→ **Requirement**:
Drop the images; return everything else in the listing below exactly.
— START OF Entries shown —
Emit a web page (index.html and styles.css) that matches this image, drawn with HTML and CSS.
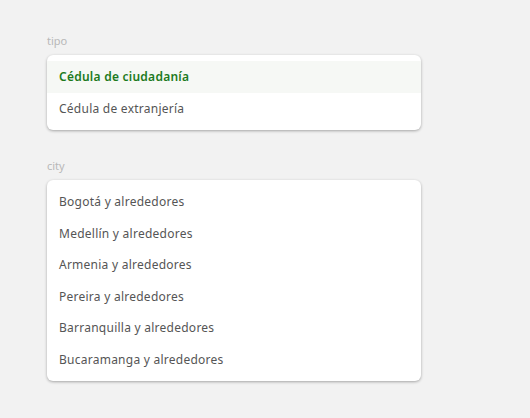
FILE: index.html
```html
<!DOCTYPE html>
<html>
<head>
<meta charset="utf-8">
<link rel="stylesheet" href="styles.css">
</head>
<body>
<div class="page">
  <div class="field">
    <div class="label">tipo</div>
    <ul class="menu">
      <li class="item active">Cédula de ciudadanía</li>
      <li class="item">Cédula de extranjería</li>
    </ul>
  </div>
  <div class="field">
    <div class="label">city</div>
    <ul class="menu">
      <li class="item">Bogotá y alrededores</li>
      <li class="item">Medellín y alrededores</li>
      <li class="item">Armenia y alrededores</li>
      <li class="item">Pereira y alrededores</li>
      <li class="item">Barranquilla y alrededores</li>
      <li class="item">Bucaramanga y alrededores</li>
    </ul>
  </div>
</div>
</body>
</html>
```
FILE: styles.css
```css
html, body {
  margin: 0;
  padding: 0;
  background: #f2f2f2;
  height: 100%;
}
body {
  font-family: "Noto Sans", "DejaVu Sans", sans-serif;
}
.page {
  padding: 34px 0 0 47px;
  display: flex;
  flex-direction: column;
  gap: 29px;
}
.field {
  width: 374px;
}
.label {
  font-size: 11px;
  color: #b8b8b8;
  line-height: 14px;
  height: 14px;
  margin-bottom: 7px;
}
.menu {
  list-style: none;
  margin: 0;
  padding: 6px 0 6px;
  background: #fff;
  border-radius: 6px;
  box-shadow: 0 1px 3px rgba(0,0,0,0.32);
}
.item {
  height: 31.5px;
  line-height: 31.5px;
  padding-left: 12px;
  font-size: 12px;
  color: #555;
  letter-spacing: 0.25px;
}
.item.active {
  background: #f6f8f5;
  color: #1d7a1d;
  font-weight: 600;
}
```
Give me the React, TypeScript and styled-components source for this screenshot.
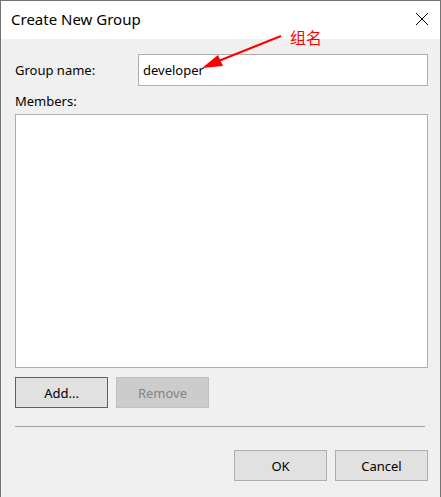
import { createGlobalStyle, styled } from "styled-components";

const GlobalStyle = createGlobalStyle`
  html, body {
    margin: 0;
    padding: 0;
    background: #ffffff;
  }
  body {
    font-family: "Noto Sans", "Liberation Sans", sans-serif;
  }
`;

const Window = styled.div`
  position: relative;
  width: 441px;
  height: 497px;
  box-sizing: border-box;
  border: 1px solid #737373;
  border-bottom: none;
  display: flex;
  flex-direction: column;
  overflow: hidden;
`;

const TitleBar = styled.div`
  height: 38px;
  flex: none;
  background: #ffffff;
  display: flex;
  align-items: center;
  justify-content: space-between;
  padding: 0 11px 0 10px;
`;

const Title = styled.div`
  font-size: 15px;
  color: #000000;
  padding-bottom: 2px;
`;

const CloseButton = styled.div`
  width: 14px;
  height: 14px;
  display: flex;
  align-items: center;
  justify-content: center;
  margin-bottom: 3px;
`;

const Body = styled.div`
  flex: 1;
  background: #f0f0f0;
  padding: 15px 12px 0 14px;
  display: flex;
  flex-direction: column;
`;

const FieldRow = styled.div`
  display: flex;
  align-items: center;
`;

const Label = styled.label`
  font-size: 13px;
  color: #000000;
  width: ${(p: { $width?: number }) => (p.$width ? `${p.$width}px` : "auto")};
  flex: none;
  line-height: 16px;
`;

const TextBox = styled.div`
  flex: 1;
  height: 32px;
  box-sizing: border-box;
  border: 1px solid #adadad;
  background: #ffffff;
  display: flex;
  align-items: center;
  padding-left: 4px;
  font-size: 13px;
  color: #000000;
`;

const MembersLabel = styled(Label)`
  margin: 7px 0 5px;
`;

const ListBox = styled.div`
  height: 254px;
  box-sizing: border-box;
  border: 1px solid #adadad;
  background: #ffffff;
`;

const ButtonRow = styled.div<{ $end?: boolean }>`
  display: flex;
  gap: 8px;
  margin-top: ${(p) => (p.$end ? "0" : "9px")};
  justify-content: ${(p) => (p.$end ? "flex-end" : "flex-start")};
`;

const Button = styled.div<{ $variant?: "default" | "focused" | "disabled" }>`
  width: 93px;
  height: 31px;
  box-sizing: border-box;
  display: flex;
  align-items: center;
  justify-content: center;
  font-size: 13px;
  border: 1px solid
    ${(p) =>
      p.$variant === "focused"
        ? "#0078d7"
        : p.$variant === "disabled"
        ? "#bfbfbf"
        : "#adadad"};
  background: ${(p) => (p.$variant === "disabled" ? "#cccccc" : "#e1e1e1")};
  color: ${(p) => (p.$variant === "disabled" ? "#838383" : "#000000")};
`;

const Separator = styled.div`
  height: 1px;
  background: #a0a0a0;
  margin: 18px 3px 23px 0;
`;

const Annotation = styled.svg`
  position: absolute;
  left: 0;
  top: 0;
  pointer-events: none;
`;

const AnnotationText = styled.div`
  position: absolute;
  left: 289px;
  top: 24px;
  font-family: "Noto Sans CJK SC", sans-serif;
  font-size: 16px;
  color: #ff0000;
  pointer-events: none;
`;

export default function App() {
  return (
    <>
      <GlobalStyle />
      <Window>
        <TitleBar>
          <Title>Create New Group</Title>
          <CloseButton>
            <svg width="14" height="14" viewBox="0 0 14 14">
              <path d="M1 1 L13 13 M13 1 L1 13" stroke="#000" strokeWidth="1" />
            </svg>
          </CloseButton>
        </TitleBar>
        <Body>
          <FieldRow>
            <Label $width={123}>Group name:</Label>
            <TextBox>developer</TextBox>
          </FieldRow>
          <MembersLabel>Members:</MembersLabel>
          <ListBox />
          <ButtonRow>
            <Button $variant="focused">Add...</Button>
            <Button $variant="disabled">Remove</Button>
          </ButtonRow>
          <Separator />
          <ButtonRow $end>
            <Button>OK</Button>
            <Button>Cancel</Button>
          </ButtonRow>
        </Body>
        <Annotation width="441" height="497" viewBox="0 0 441 497">
          <line x1="280" y1="35" x2="215" y2="61" stroke="#ff0000" strokeWidth="2" />
          <polygon points="201,67 222,65 217,54" fill="#ff0000" />
        </Annotation>
        <AnnotationText>组名</AnnotationText>
      </Window>
    </>
  );
}
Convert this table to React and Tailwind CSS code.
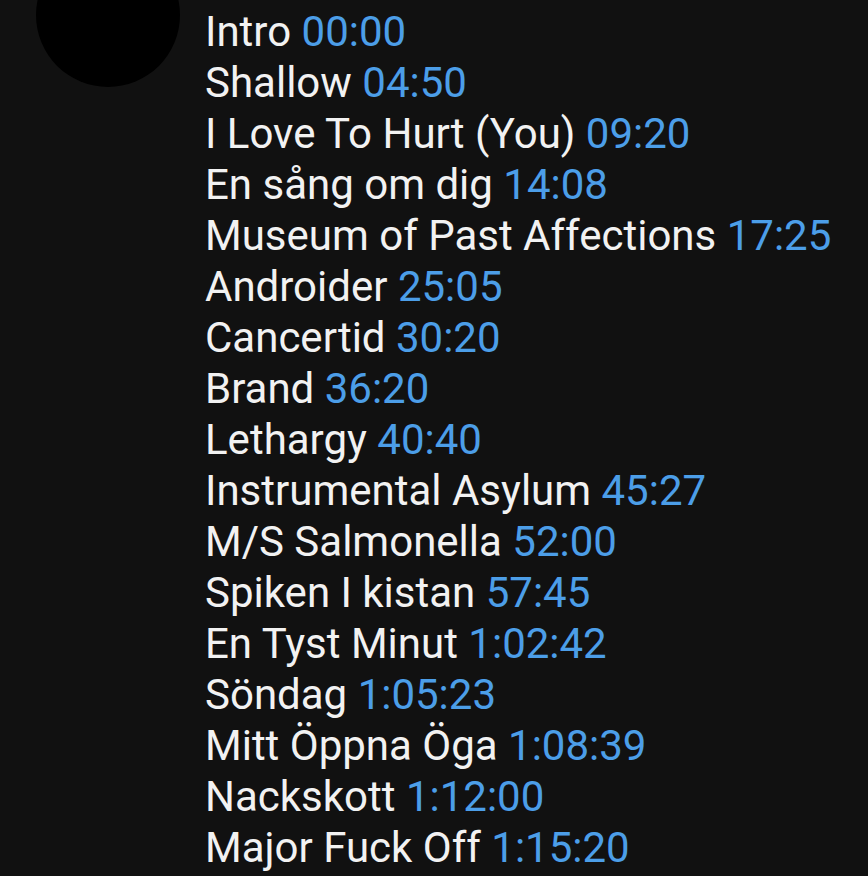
import React from 'react';

const tracks = [
  ['Intro', '00:00'],
  ['Shallow', '04:50'],
  ['I Love To Hurt (You)', '09:20'],
  ['En sång om dig', '14:08'],
  ['Museum of Past Affections', '17:25'],
  ['Androider', '25:05'],
  ['Cancertid', '30:20'],
  ['Brand', '36:20'],
  ['Lethargy', '40:40'],
  ['Instrumental Asylum', '45:27'],
  ['M/S Salmonella', '52:00'],
  ['Spiken I kistan', '57:45'],
  ['En Tyst Minut', '1:02:42'],
  ['Söndag', '1:05:23'],
  ['Mitt Öppna Öga', '1:08:39'],
  ['Nackskott', '1:12:00'],
  ['Major Fuck Off', '1:15:20'],
];

export default function App() {
  return (
    <div
      className="w-[868px] h-[876px] overflow-hidden bg-[#111111] flex"
      style={{ fontFamily: 'Roboto, "Noto Sans", sans-serif' }}
    >
      {/* avatar */}
      <div className="w-[205px] shrink-0">
        <div className="ml-[36px] -mt-[57px] w-[144px] h-[144px] rounded-full bg-black" />
      </div>

      {/* chapter list */}
      <div className="pt-[6px] text-[42px] leading-[51px] text-[#f2f2f2] whitespace-nowrap">
        {tracks.map(([title, time]) => (
          <div key={title}>
            {title} <span className="text-[#4c9ee8]">{time}</span>
          </div>
        ))}
      </div>
    </div>
  );
}
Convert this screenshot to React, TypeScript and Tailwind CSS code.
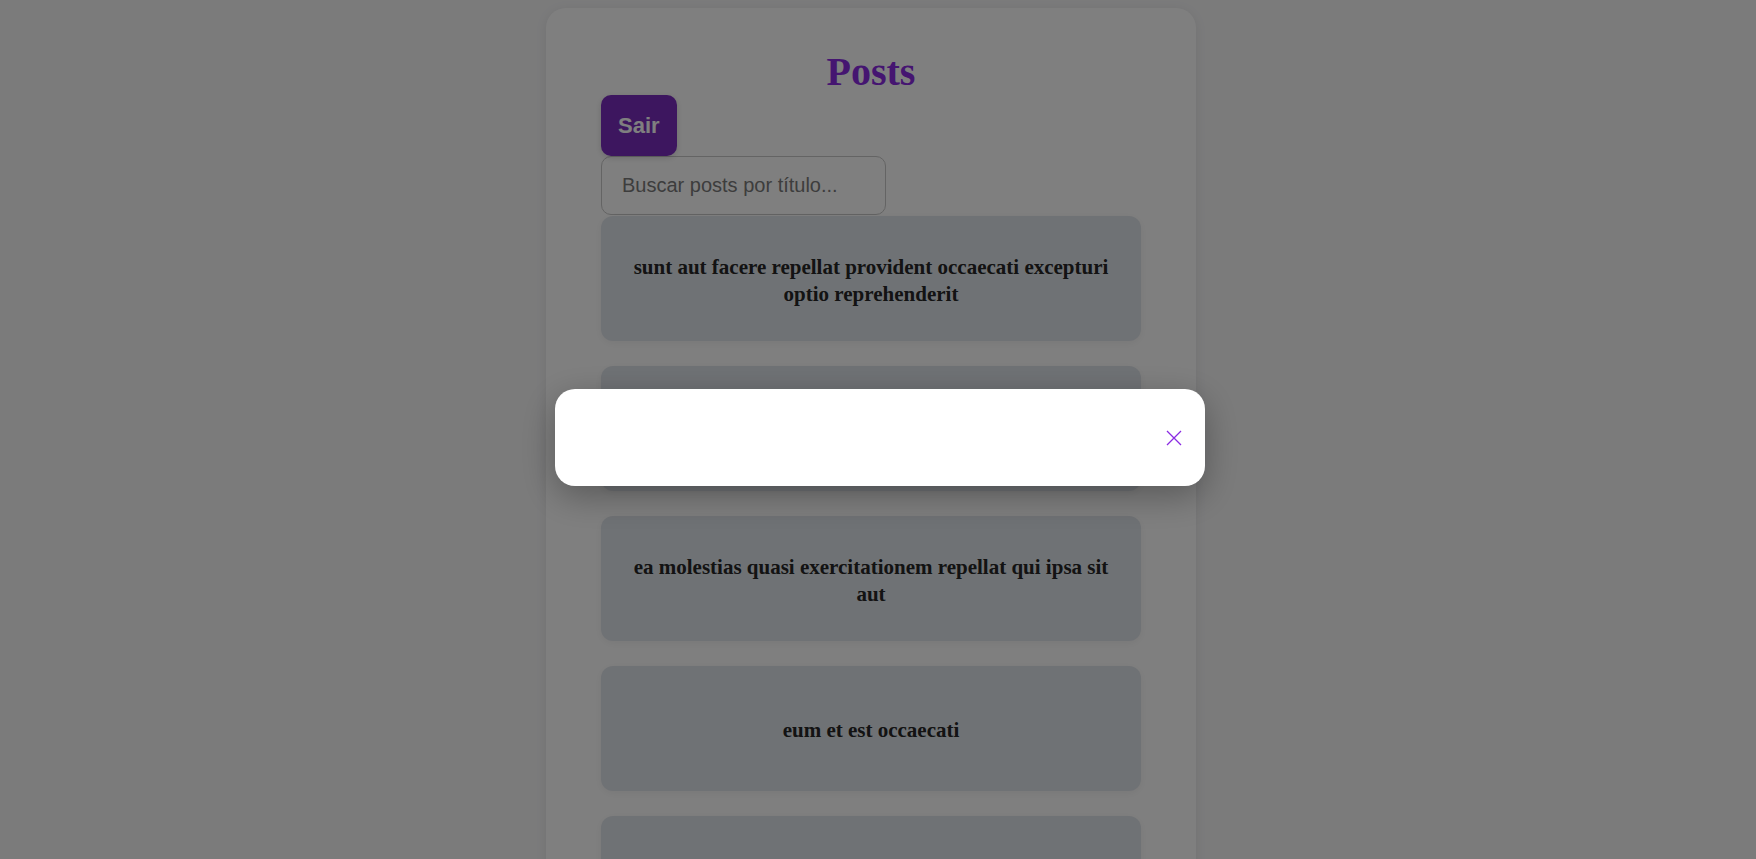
— END OF Entries shown —
→ **Written solution**:
Emit a web page (index.html and styles.css) that matches this image, drawn with HTML and CSS.
FILE: index.html
```html
<!DOCTYPE html>
<html>
<head>
<meta charset="utf-8">
<link rel="stylesheet" href="styles.css">
</head>
<body>
<div class="page">
  <div class="field">
    <div class="label">tipo</div>
    <ul class="menu">
      <li class="item active">Cédula de ciudadanía</li>
      <li class="item">Cédula de extranjería</li>
    </ul>
  </div>
  <div class="field">
    <div class="label">city</div>
    <ul class="menu">
      <li class="item">Bogotá y alrededores</li>
      <li class="item">Medellín y alrededores</li>
      <li class="item">Armenia y alrededores</li>
      <li class="item">Pereira y alrededores</li>
      <li class="item">Barranquilla y alrededores</li>
      <li class="item">Bucaramanga y alrededores</li>
    </ul>
  </div>
</div>
</body>
</html>
```
FILE: styles.css
```css
html, body {
  margin: 0;
  padding: 0;
  background: #f2f2f2;
  height: 100%;
}
body {
  font-family: "Noto Sans", "DejaVu Sans", sans-serif;
}
.page {
  padding: 34px 0 0 47px;
  display: flex;
  flex-direction: column;
  gap: 29px;
}
.field {
  width: 374px;
}
.label {
  font-size: 11px;
  color: #b8b8b8;
  line-height: 14px;
  height: 14px;
  margin-bottom: 7px;
}
.menu {
  list-style: none;
  margin: 0;
  padding: 6px 0 6px;
  background: #fff;
  border-radius: 6px;
  box-shadow: 0 1px 3px rgba(0,0,0,0.32);
}
.item {
  height: 31.5px;
  line-height: 31.5px;
  padding-left: 12px;
  font-size: 12px;
  color: #555;
  letter-spacing: 0.25px;
}
.item.active {
  background: #f6f8f5;
  color: #1d7a1d;
  font-weight: 600;
}
```
Give me the React, TypeScript and styled-components source for this screenshot.
import { createGlobalStyle, styled } from "styled-components";

const GlobalStyle = createGlobalStyle`
  html, body {
    margin: 0;
    padding: 0;
    background: #ffffff;
  }
  body {
    font-family: "Noto Sans", "Liberation Sans", sans-serif;
  }
`;

const Window = styled.div`
  position: relative;
  width: 441px;
  height: 497px;
  box-sizing: border-box;
  border: 1px solid #737373;
  border-bottom: none;
  display: flex;
  flex-direction: column;
  overflow: hidden;
`;

const TitleBar = styled.div`
  height: 38px;
  flex: none;
  background: #ffffff;
  display: flex;
  align-items: center;
  justify-content: space-between;
  padding: 0 11px 0 10px;
`;

const Title = styled.div`
  font-size: 15px;
  color: #000000;
  padding-bottom: 2px;
`;

const CloseButton = styled.div`
  width: 14px;
  height: 14px;
  display: flex;
  align-items: center;
  justify-content: center;
  margin-bottom: 3px;
`;

const Body = styled.div`
  flex: 1;
  background: #f0f0f0;
  padding: 15px 12px 0 14px;
  display: flex;
  flex-direction: column;
`;

const FieldRow = styled.div`
  display: flex;
  align-items: center;
`;

const Label = styled.label`
  font-size: 13px;
  color: #000000;
  width: ${(p: { $width?: number }) => (p.$width ? `${p.$width}px` : "auto")};
  flex: none;
  line-height: 16px;
`;

const TextBox = styled.div`
  flex: 1;
  height: 32px;
  box-sizing: border-box;
  border: 1px solid #adadad;
  background: #ffffff;
  display: flex;
  align-items: center;
  padding-left: 4px;
  font-size: 13px;
  color: #000000;
`;

const MembersLabel = styled(Label)`
  margin: 7px 0 5px;
`;

const ListBox = styled.div`
  height: 254px;
  box-sizing: border-box;
  border: 1px solid #adadad;
  background: #ffffff;
`;

const ButtonRow = styled.div<{ $end?: boolean }>`
  display: flex;
  gap: 8px;
  margin-top: ${(p) => (p.$end ? "0" : "9px")};
  justify-content: ${(p) => (p.$end ? "flex-end" : "flex-start")};
`;

const Button = styled.div<{ $variant?: "default" | "focused" | "disabled" }>`
  width: 93px;
  height: 31px;
  box-sizing: border-box;
  display: flex;
  align-items: center;
  justify-content: center;
  font-size: 13px;
  border: 1px solid
    ${(p) =>
      p.$variant === "focused"
        ? "#0078d7"
        : p.$variant === "disabled"
        ? "#bfbfbf"
        : "#adadad"};
  background: ${(p) => (p.$variant === "disabled" ? "#cccccc" : "#e1e1e1")};
  color: ${(p) => (p.$variant === "disabled" ? "#838383" : "#000000")};
`;

const Separator = styled.div`
  height: 1px;
  background: #a0a0a0;
  margin: 18px 3px 23px 0;
`;

const Annotation = styled.svg`
  position: absolute;
  left: 0;
  top: 0;
  pointer-events: none;
`;

const AnnotationText = styled.div`
  position: absolute;
  left: 289px;
  top: 24px;
  font-family: "Noto Sans CJK SC", sans-serif;
  font-size: 16px;
  color: #ff0000;
  pointer-events: none;
`;

export default function App() {
  return (
    <>
      <GlobalStyle />
      <Window>
        <TitleBar>
          <Title>Create New Group</Title>
          <CloseButton>
            <svg width="14" height="14" viewBox="0 0 14 14">
              <path d="M1 1 L13 13 M13 1 L1 13" stroke="#000" strokeWidth="1" />
            </svg>
          </CloseButton>
        </TitleBar>
        <Body>
          <FieldRow>
            <Label $width={123}>Group name:</Label>
            <TextBox>developer</TextBox>
          </FieldRow>
          <MembersLabel>Members:</MembersLabel>
          <ListBox />
          <ButtonRow>
            <Button $variant="focused">Add...</Button>
            <Button $variant="disabled">Remove</Button>
          </ButtonRow>
          <Separator />
          <ButtonRow $end>
            <Button>OK</Button>
            <Button>Cancel</Button>
          </ButtonRow>
        </Body>
        <Annotation width="441" height="497" viewBox="0 0 441 497">
          <line x1="280" y1="35" x2="215" y2="61" stroke="#ff0000" strokeWidth="2" />
          <polygon points="201,67 222,65 217,54" fill="#ff0000" />
        </Annotation>
        <AnnotationText>组名</AnnotationText>
      </Window>
    </>
  );
}
Convert this table to React and Tailwind CSS code.
import React from 'react';

const tracks = [
  ['Intro', '00:00'],
  ['Shallow', '04:50'],
  ['I Love To Hurt (You)', '09:20'],
  ['En sång om dig', '14:08'],
  ['Museum of Past Affections', '17:25'],
  ['Androider', '25:05'],
  ['Cancertid', '30:20'],
  ['Brand', '36:20'],
  ['Lethargy', '40:40'],
  ['Instrumental Asylum', '45:27'],
  ['M/S Salmonella', '52:00'],
  ['Spiken I kistan', '57:45'],
  ['En Tyst Minut', '1:02:42'],
  ['Söndag', '1:05:23'],
  ['Mitt Öppna Öga', '1:08:39'],
  ['Nackskott', '1:12:00'],
  ['Major Fuck Off', '1:15:20'],
];

export default function App() {
  return (
    <div
      className="w-[868px] h-[876px] overflow-hidden bg-[#111111] flex"
      style={{ fontFamily: 'Roboto, "Noto Sans", sans-serif' }}
    >
      {/* avatar */}
      <div className="w-[205px] shrink-0">
        <div className="ml-[36px] -mt-[57px] w-[144px] h-[144px] rounded-full bg-black" />
      </div>

      {/* chapter list */}
      <div className="pt-[6px] text-[42px] leading-[51px] text-[#f2f2f2] whitespace-nowrap">
        {tracks.map(([title, time]) => (
          <div key={title}>
            {title} <span className="text-[#4c9ee8]">{time}</span>
          </div>
        ))}
      </div>
    </div>
  );
}
Convert this screenshot to React, TypeScript and Tailwind CSS code.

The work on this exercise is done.